Take every line where the string "with" appears and copy it.

RECORDS FOR THIS TASK:
** Start **

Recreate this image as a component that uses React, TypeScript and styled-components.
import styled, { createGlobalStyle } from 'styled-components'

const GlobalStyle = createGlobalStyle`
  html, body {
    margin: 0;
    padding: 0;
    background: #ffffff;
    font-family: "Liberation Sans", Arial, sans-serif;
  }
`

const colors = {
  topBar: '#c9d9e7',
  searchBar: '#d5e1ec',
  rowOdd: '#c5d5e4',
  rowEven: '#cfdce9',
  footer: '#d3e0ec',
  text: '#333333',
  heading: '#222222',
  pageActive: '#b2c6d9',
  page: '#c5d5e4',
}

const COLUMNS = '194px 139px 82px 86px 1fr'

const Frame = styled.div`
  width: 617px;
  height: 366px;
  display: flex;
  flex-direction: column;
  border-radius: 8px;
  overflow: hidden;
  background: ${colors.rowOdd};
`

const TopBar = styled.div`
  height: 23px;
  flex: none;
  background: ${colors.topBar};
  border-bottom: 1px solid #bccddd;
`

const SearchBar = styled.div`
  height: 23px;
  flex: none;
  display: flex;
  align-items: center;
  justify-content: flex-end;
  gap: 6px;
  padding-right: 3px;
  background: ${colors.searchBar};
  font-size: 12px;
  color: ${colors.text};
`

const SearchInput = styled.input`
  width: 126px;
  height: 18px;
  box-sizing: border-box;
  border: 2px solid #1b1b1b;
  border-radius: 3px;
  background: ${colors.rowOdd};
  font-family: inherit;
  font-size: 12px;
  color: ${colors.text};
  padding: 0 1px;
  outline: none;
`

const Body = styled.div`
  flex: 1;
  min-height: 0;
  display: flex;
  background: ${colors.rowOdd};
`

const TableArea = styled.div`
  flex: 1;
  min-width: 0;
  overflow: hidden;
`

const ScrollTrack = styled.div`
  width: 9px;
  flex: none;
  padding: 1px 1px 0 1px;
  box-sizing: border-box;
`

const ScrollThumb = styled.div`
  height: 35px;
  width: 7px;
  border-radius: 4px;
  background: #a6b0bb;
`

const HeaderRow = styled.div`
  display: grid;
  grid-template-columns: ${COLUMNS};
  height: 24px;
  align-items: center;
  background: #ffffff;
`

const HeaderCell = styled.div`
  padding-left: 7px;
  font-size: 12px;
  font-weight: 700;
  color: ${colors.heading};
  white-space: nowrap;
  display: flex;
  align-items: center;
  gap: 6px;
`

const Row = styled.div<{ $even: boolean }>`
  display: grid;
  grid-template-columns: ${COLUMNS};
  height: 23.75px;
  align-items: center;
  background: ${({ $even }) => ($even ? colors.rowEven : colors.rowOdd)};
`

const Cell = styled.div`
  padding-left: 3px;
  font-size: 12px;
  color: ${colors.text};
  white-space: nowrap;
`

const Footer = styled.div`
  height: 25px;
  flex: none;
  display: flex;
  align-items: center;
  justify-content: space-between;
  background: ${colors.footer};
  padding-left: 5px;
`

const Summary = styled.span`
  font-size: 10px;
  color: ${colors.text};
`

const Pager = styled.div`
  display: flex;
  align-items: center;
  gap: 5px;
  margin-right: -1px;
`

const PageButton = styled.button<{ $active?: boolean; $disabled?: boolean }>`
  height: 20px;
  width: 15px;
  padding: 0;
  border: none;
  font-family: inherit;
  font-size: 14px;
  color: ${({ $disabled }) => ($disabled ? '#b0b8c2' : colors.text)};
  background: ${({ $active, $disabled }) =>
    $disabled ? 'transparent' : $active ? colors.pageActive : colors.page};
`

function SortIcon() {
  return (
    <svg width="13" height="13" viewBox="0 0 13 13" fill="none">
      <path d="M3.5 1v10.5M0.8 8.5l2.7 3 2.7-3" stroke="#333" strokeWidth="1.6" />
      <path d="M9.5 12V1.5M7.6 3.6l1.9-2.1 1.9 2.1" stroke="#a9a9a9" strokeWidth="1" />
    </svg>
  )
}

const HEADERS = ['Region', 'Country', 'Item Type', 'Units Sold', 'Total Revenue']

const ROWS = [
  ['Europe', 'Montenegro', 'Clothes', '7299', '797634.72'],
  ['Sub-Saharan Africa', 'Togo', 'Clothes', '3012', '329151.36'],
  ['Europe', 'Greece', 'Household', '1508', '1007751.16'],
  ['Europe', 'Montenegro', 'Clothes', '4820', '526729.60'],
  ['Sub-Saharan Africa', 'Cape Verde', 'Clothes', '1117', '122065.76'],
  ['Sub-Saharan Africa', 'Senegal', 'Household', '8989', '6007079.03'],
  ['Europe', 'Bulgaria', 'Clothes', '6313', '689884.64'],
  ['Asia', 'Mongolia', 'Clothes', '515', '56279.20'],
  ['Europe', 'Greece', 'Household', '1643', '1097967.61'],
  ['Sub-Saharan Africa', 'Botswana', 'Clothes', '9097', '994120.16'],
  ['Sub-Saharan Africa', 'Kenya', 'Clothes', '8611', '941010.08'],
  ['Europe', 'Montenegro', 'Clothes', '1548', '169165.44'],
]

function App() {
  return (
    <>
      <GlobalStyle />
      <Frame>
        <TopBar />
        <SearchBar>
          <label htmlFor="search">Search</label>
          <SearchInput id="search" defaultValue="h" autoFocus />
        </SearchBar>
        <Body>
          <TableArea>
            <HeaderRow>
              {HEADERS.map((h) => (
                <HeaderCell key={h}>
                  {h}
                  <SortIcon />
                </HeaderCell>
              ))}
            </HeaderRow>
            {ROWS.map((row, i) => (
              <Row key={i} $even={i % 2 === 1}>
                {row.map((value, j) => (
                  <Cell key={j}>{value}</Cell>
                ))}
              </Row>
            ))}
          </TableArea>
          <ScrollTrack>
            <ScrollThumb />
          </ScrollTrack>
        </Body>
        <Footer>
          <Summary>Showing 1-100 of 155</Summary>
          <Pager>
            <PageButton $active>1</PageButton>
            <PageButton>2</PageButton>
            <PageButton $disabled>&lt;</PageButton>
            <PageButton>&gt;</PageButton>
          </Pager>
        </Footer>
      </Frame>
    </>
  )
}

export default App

** End **
** Start **

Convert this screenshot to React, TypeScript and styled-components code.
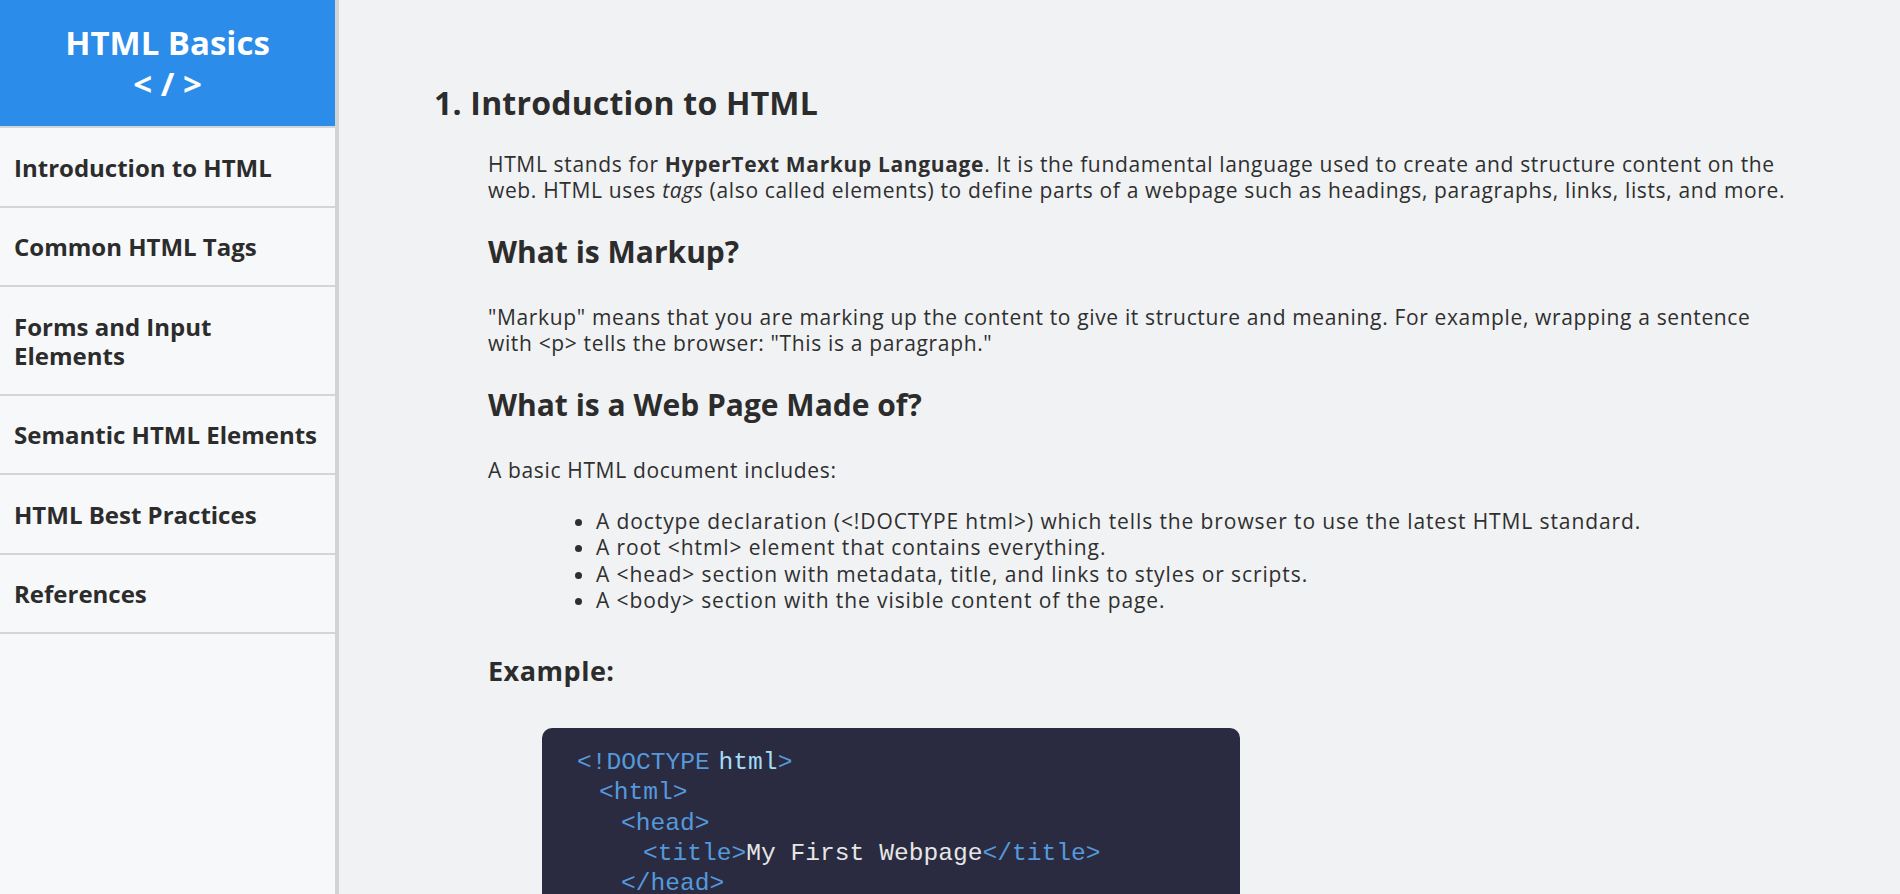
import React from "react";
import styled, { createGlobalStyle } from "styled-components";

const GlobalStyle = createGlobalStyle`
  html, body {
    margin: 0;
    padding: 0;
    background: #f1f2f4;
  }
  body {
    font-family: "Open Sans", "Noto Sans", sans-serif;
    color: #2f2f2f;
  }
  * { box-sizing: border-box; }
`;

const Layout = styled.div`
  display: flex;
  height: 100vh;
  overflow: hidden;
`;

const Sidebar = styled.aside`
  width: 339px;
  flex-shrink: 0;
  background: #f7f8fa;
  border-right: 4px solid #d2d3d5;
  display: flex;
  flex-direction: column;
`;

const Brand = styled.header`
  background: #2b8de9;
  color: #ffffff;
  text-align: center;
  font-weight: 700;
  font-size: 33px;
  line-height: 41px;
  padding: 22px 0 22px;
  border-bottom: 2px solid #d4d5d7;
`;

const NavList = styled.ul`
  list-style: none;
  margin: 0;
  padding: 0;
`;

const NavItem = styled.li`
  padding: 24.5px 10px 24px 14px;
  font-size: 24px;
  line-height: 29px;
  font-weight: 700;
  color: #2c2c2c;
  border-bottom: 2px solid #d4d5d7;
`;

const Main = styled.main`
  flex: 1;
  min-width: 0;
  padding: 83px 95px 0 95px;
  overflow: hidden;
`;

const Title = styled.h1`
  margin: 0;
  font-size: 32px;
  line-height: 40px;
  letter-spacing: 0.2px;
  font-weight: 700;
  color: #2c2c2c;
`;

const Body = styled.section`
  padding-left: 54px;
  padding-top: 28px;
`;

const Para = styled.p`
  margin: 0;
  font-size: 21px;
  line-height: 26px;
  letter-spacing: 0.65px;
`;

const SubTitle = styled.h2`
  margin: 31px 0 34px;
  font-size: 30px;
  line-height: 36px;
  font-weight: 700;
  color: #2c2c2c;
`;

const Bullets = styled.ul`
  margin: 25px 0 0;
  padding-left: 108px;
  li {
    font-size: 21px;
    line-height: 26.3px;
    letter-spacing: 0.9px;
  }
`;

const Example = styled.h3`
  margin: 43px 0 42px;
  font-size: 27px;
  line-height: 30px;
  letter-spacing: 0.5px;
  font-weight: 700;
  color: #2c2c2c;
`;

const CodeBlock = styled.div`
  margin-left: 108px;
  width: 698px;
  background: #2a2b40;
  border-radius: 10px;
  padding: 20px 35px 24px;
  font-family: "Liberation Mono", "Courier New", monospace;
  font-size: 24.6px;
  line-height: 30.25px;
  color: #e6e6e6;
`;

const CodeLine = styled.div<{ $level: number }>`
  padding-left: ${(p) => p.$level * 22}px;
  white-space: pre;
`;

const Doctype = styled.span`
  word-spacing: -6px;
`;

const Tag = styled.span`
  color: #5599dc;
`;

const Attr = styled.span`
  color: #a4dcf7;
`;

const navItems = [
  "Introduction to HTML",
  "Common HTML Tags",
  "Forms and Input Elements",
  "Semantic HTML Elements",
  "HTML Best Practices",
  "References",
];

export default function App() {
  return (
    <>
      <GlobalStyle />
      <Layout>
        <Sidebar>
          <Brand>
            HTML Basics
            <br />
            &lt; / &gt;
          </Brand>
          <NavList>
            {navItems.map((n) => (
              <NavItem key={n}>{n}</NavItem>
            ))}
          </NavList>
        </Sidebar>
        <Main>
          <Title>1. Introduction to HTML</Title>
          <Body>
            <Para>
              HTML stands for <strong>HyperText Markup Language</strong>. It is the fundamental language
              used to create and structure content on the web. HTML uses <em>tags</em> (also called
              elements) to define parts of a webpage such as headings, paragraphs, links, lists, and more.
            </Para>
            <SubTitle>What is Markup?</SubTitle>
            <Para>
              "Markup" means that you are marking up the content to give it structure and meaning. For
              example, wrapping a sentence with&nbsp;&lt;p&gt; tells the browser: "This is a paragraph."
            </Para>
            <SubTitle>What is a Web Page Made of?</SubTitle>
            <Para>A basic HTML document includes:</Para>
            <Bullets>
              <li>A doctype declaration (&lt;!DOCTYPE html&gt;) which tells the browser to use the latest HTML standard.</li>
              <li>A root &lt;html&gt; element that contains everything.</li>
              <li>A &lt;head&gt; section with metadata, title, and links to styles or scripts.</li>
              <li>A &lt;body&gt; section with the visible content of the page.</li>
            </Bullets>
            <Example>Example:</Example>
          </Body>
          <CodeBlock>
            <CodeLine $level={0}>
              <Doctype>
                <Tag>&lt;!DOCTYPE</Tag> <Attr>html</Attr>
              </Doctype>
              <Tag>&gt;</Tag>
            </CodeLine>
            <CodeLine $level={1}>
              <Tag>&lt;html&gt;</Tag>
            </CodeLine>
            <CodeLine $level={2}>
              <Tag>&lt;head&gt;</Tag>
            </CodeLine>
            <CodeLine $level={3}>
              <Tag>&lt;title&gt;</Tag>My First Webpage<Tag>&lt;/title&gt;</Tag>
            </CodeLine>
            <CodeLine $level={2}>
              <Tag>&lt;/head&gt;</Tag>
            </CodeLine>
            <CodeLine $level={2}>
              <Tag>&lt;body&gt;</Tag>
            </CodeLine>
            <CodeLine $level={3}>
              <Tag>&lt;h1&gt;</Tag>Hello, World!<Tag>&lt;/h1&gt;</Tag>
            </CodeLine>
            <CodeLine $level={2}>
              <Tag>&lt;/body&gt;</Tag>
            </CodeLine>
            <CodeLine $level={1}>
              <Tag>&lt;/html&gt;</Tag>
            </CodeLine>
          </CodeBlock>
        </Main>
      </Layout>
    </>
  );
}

** End **
** Start **

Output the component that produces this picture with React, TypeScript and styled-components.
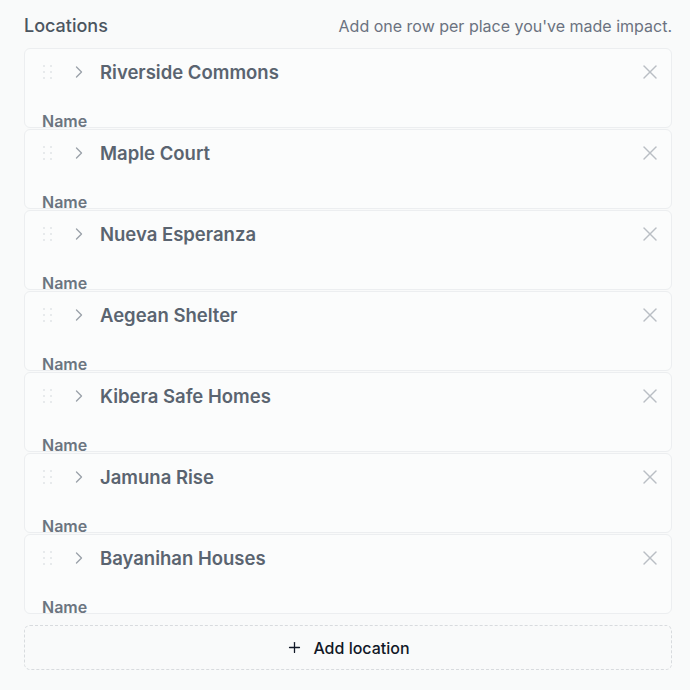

** End **

RESPONSE TO THE TASK:
              example, wrapping a sentence with&nbsp;&lt;p&gt; tells the browser: "This is a paragraph."
              <li>A &lt;head&gt; section with metadata, title, and links to styles or scripts.</li>
              <li>A &lt;body&gt; section with the visible content of the page.</li>
Output the component that produces this picture with React, TypeScript and styled-components.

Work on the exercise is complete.